Gather the lines below that include the string "styles", copying each in full.

[A block of data]
§
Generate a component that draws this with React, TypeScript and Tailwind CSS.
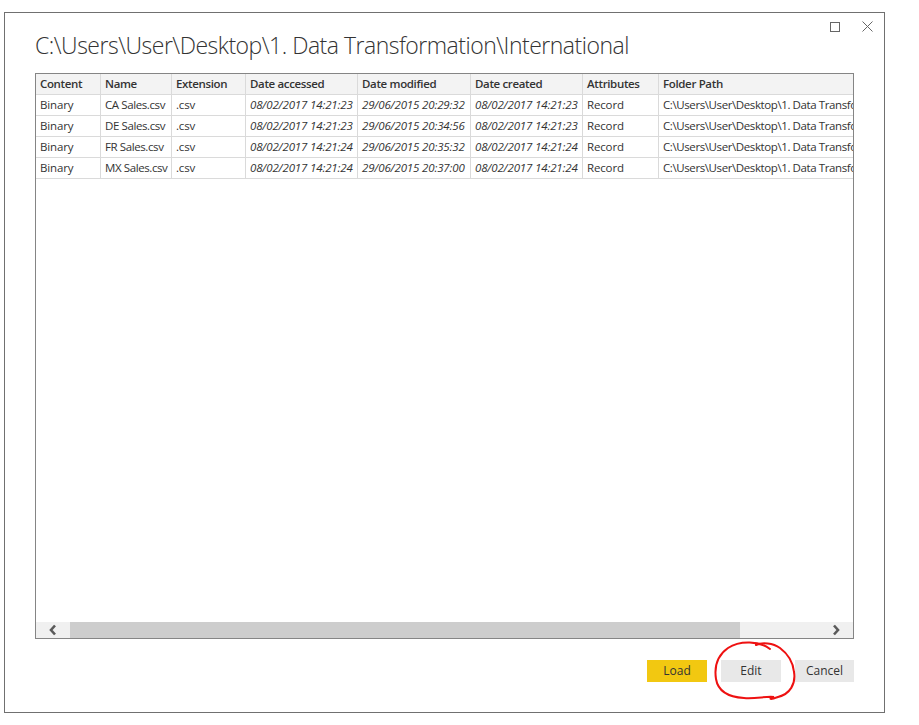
import React from "react";

const cols = [65, 71, 74, 112, 113, 112, 76];
const headers = ["Content", "Name", "Extension", "Date accessed", "Date modified", "Date created", "Attributes", "Folder Path"];
const rows = [
  ["Binary", "CA Sales.csv", ".csv", "08/02/2017 14:21:23", "29/06/2015 20:29:32", "08/02/2017 14:21:23", "Record", "C:\\Users\\User\\Desktop\\1. Data Transformation\\International\\"],
  ["Binary", "DE Sales.csv", ".csv", "08/02/2017 14:21:23", "29/06/2015 20:34:56", "08/02/2017 14:21:23", "Record", "C:\\Users\\User\\Desktop\\1. Data Transformation\\International\\"],
  ["Binary", "FR Sales.csv", ".csv", "08/02/2017 14:21:24", "29/06/2015 20:35:32", "08/02/2017 14:21:24", "Record", "C:\\Users\\User\\Desktop\\1. Data Transformation\\International\\"],
  ["Binary", "MX Sales.csv", ".csv", "08/02/2017 14:21:24", "29/06/2015 20:37:00", "08/02/2017 14:21:24", "Record", "C:\\Users\\User\\Desktop\\1. Data Transformation\\International\\"],
];
const italicCols = [3, 4, 5];

function Cell({ i, children, bold, italic }: { i: number; children: React.ReactNode; bold?: boolean; italic?: boolean }) {
  const w = i < cols.length ? cols[i] : undefined;
  const track = bold
    ? "font-semibold tracking-[-0.35px] "
    : i === 1 || i === 7
    ? "tracking-[-0.4px] "
    : "tracking-[-0.15px] ";
  return (
    <div
      className={
        "h-full flex items-center pl-[4px] whitespace-nowrap overflow-hidden shrink-0 " +
        (i < cols.length ? "border-r border-[#dadada] " : "flex-1 ") +
        track +
        (italic ? "italic " : "")
      }
      style={w ? { width: w } : undefined}
    >
      {children}
    </div>
  );
}

export default function App() {
  return (
    <div className="w-[919px] h-[725px] bg-white relative" style={{ fontFamily: '"Segoe UI", "Open Sans", "Noto Sans", sans-serif' }}>
      <div className="absolute left-[4px] top-[12px] w-[881px] h-[701px] border border-[#707070] flex flex-col">
        {/* window controls */}
        <div className="flex justify-end items-center h-[11px] mt-[8px] pr-[11px] gap-[22px]">
          <div className="w-[10px] h-[10px] border border-[#666]" />
          <svg width="11" height="11" viewBox="0 0 11 11">
            <path d="M0.5 0.5 L10.5 10.5 M10.5 0.5 L0.5 10.5" stroke="#666" strokeWidth="1" />
          </svg>
        </div>
        <div className="px-[30px]">
          <div className="h-[26px] text-[23px] font-light text-[#333] leading-[26px] whitespace-nowrap tracking-[-0.5px]">
            C:\Users\User\Desktop\1. Data Transformation\International
          </div>
        </div>
        <div className="px-[30px] mt-[15px]">
          <div className="h-[566px] border border-[#858585] flex flex-col text-[11.5px] text-[#333]">
            <div className="h-[21px] flex bg-[#f3f3f3] border-b border-[#dadada]">
              {headers.map((h, i) => (
                <Cell key={i} i={i} bold>
                  {h}
                </Cell>
              ))}
            </div>
            {rows.map((r, ri) => (
              <div key={ri} className="h-[21px] flex border-b border-[#dadada]">
                {r.map((c, i) => (
                  <Cell key={i} i={i} italic={italicCols.includes(i)}>
                    {c}
                  </Cell>
                ))}
              </div>
            ))}
            <div className="flex-1" />
            <div className="h-[16px] flex bg-[#f0f0f0]">
              <div className="w-[34px] flex items-center justify-center">
                <svg width="10" height="12" viewBox="0 0 10 12">
                  <path d="M7 1.5 L3 6 L7 10.5" stroke="#5a5a5a" strokeWidth="2.6" fill="none" />
                </svg>
              </div>
              <div className="w-[670px] bg-[#cdcdcd]" />
              <div className="flex-1" />
              <div className="w-[34px] flex items-center justify-center">
                <svg width="10" height="12" viewBox="0 0 10 12">
                  <path d="M3 1.5 L7 6 L3 10.5" stroke="#5a5a5a" strokeWidth="2.6" fill="none" />
                </svg>
              </div>
            </div>
          </div>
        </div>
        <div className="flex justify-end px-[30px] mt-[21px] gap-[14px] text-[12px] text-[#333]">
          <div className="w-[60px] h-[22px] bg-[#f2c811] flex items-center justify-center">Load</div>
          <div className="w-[60px] h-[22px] bg-[#e8e8e8] flex items-center justify-center">Edit</div>
          <div className="w-[59px] h-[22px] bg-[#e8e8e8] flex items-center justify-center">Cancel</div>
        </div>
      </div>
      <svg className="absolute left-[710px] top-[636px] pointer-events-none" width="92" height="70" viewBox="0 0 92 70">
        <path
          d="M60 13 C50 5 30 4 18 12 C8 19 4 30 6 43 C8 55 18 61 34 62 C46 63 56 60 64 61 C58 63 60 64 68 61 C80 58 86 48 84 36 C83 25 78 18 70 12 C63 7 52 6 46 9"
          stroke="#ee1111"
          strokeWidth="2"
          fill="none"
          strokeLinecap="round"
        />
      </svg>
    </div>
  );
}
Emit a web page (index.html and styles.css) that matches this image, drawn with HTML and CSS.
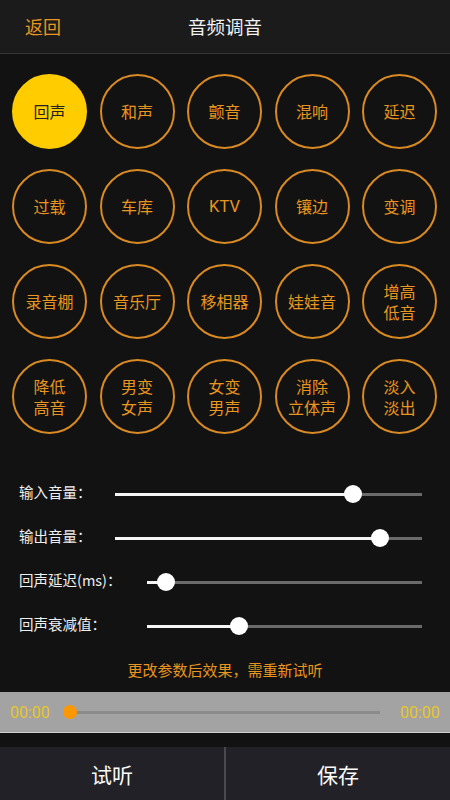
FILE: index.html
```html
<!DOCTYPE html>
<html lang="zh-CN">
<head>
<meta charset="utf-8">
<title>音频调音</title>
<link rel="stylesheet" href="styles.css">
</head>
<body>
<div class="app">
  <header class="topbar">
    <span class="back">返回</span>
    <span class="title">音频调音</span>
  </header>

  <section class="effects">
    <div class="fx active">回声</div>
    <div class="fx">和声</div>
    <div class="fx">颤音</div>
    <div class="fx">混响</div>
    <div class="fx">延迟</div>
    <div class="fx">过载</div>
    <div class="fx">车库</div>
    <div class="fx latin">KTV</div>
    <div class="fx">镶边</div>
    <div class="fx">变调</div>
    <div class="fx">录音棚</div>
    <div class="fx">音乐厅</div>
    <div class="fx">移相器</div>
    <div class="fx">娃娃音</div>
    <div class="fx two"><span>增高</span><span>低音</span></div>
    <div class="fx two"><span>降低</span><span>高音</span></div>
    <div class="fx two"><span>男变</span><span>女声</span></div>
    <div class="fx two"><span>女变</span><span>男声</span></div>
    <div class="fx two"><span>消除</span><span>立体声</span></div>
    <div class="fx two"><span>淡入</span><span>淡出</span></div>
  </section>

  <section class="sliders">
    <div class="row">
      <span class="label short">输入音量：</span>
      <div class="track"><div class="fill" style="width:77.5%"></div><span class="thumb" style="left:77.5%"></span></div>
    </div>
    <div class="row">
      <span class="label short">输出音量：</span>
      <div class="track"><div class="fill" style="width:86.3%"></div><span class="thumb" style="left:86.3%"></span></div>
    </div>
    <div class="row">
      <span class="label long">回声延迟(ms)：</span>
      <div class="track"><div class="fill" style="width:6.9%"></div><span class="thumb" style="left:6.9%"></span></div>
    </div>
    <div class="row">
      <span class="label long">回声衰减值：</span>
      <div class="track"><div class="fill" style="width:33.5%"></div><span class="thumb" style="left:33.5%"></span></div>
    </div>
  </section>

  <p class="hint">更改参数后效果，需重新试听</p>

  <section class="player">
    <span class="time">00:00</span>
    <div class="progress"><span class="dot"></span></div>
    <span class="time">00:00</span>
  </section>

  <div class="spacer"></div>

  <footer class="actions">
    <div class="btn">试听</div>
    <div class="divider"></div>
    <div class="btn">保存</div>
  </footer>
</div>
</body>
</html>
```

FILE: styles.css
```css
* { box-sizing: border-box; }
html, body { margin: 0; padding: 0; }
body {
  background: #121212;
  font-family: "Noto Sans CJK SC", "Noto Sans", sans-serif;
  color: #eee;
}
.app {
  width: 450px;
  height: 800px;
  display: flex;
  flex-direction: column;
  overflow: hidden;
}
.topbar {
  height: 54px;
  flex: none;
  background: #1b1b1b;
  border-bottom: 1px solid #363636;
  display: flex;
  align-items: center;
  justify-content: center;
  position: relative;
}
.back {
  position: absolute;
  left: 25px;
  top: 13px;
  font-size: 18px;
  line-height: 26px;
  color: #e8961f;
}
.title {
  font-size: 18.5px;
  color: #f2f2f2;
  line-height: 26px;
  margin-top: -2px;
}
.effects {
  flex: none;
  padding: 20px 13px 0 12px;
  display: grid;
  grid-template-columns: repeat(5, 75px);
  grid-auto-rows: 75px;
  column-gap: 12.5px;
  row-gap: 20px;
}
.fx {
  width: 75px;
  height: 75px;
  border-radius: 50%;
  border: 2px solid #d98a22;
  color: #e8961f;
  font-size: 16px;
  line-height: 21px;
  display: flex;
  flex-direction: column;
  align-items: center;
  justify-content: center;
  text-align: center;
}
.fx.two span {
  display: block;
  height: 21px;
  line-height: 21px;
  overflow: visible;
}
.fx.latin { font-family: "Roboto", "Noto Sans", sans-serif; font-size: 16.5px; }
.fx.active {
  background: #ffcc00;
  border-color: #ffcc00;
  color: #222;
}
.sliders {
  flex: none;
  margin-top: 38px;
  display: flex;
  flex-direction: column;
}
.row {
  height: 44px;
  display: flex;
  align-items: center;
  padding: 0 28px 0 19px;
}
.label {
  flex: none;
  font-size: 14.5px;
  color: #efefef;
  position: relative;
  top: -3px;
  white-space: nowrap;
}
.label.short { width: 96px; }
.label.long { width: 128px; }
.track {
  flex: 1;
  height: 3px;
  background: #6a6a6a;
  position: relative;
}
.fill {
  height: 100%;
  background: #f5f5f5;
}
.thumb {
  position: absolute;
  top: 50%;
  width: 18px;
  height: 18px;
  margin: -9px 0 0 -9px;
  border-radius: 50%;
  background: #fff;
}
.hint {
  flex: none;
  margin: 0;
  height: 44px;
  line-height: 44px;
  text-align: center;
  font-size: 15px;
  color: #e8961f;
}
.player {
  flex: none;
  height: 41px;
  background: #a3a3a3;
  border-bottom: 1px solid #cfcfcf;
  display: flex;
  align-items: center;
  padding: 0 10px;
}
.time {
  font-family: "Roboto", "Noto Sans", sans-serif;
  font-size: 16px;
  color: #e9c62a;
  width: 40px;
  white-space: nowrap;
}
.progress {
  flex: none;
  width: 310px;
  height: 3px;
  margin: 0 20px;
  background: #8b8b8b;
  position: relative;
}
.dot {
  position: absolute;
  left: -7px;
  top: -6px;
  width: 14px;
  height: 14px;
  border-radius: 50%;
  background: #ff9800;
}
.spacer { flex: 1; }
.actions {
  flex: none;
  height: 53px;
  background: #222127;
  display: flex;
}
.btn {
  flex: 1;
  display: flex;
  align-items: center;
  justify-content: center;
  font-size: 21px;
  color: #fafafa;
}
.divider {
  width: 2px;
  background: #4a4a4e;
}
```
§
§ Task solution
Emit a web page (index.html and styles.css) that matches this image, drawn with HTML and CSS.
<link rel="stylesheet" href="styles.css">
FILE: styles.css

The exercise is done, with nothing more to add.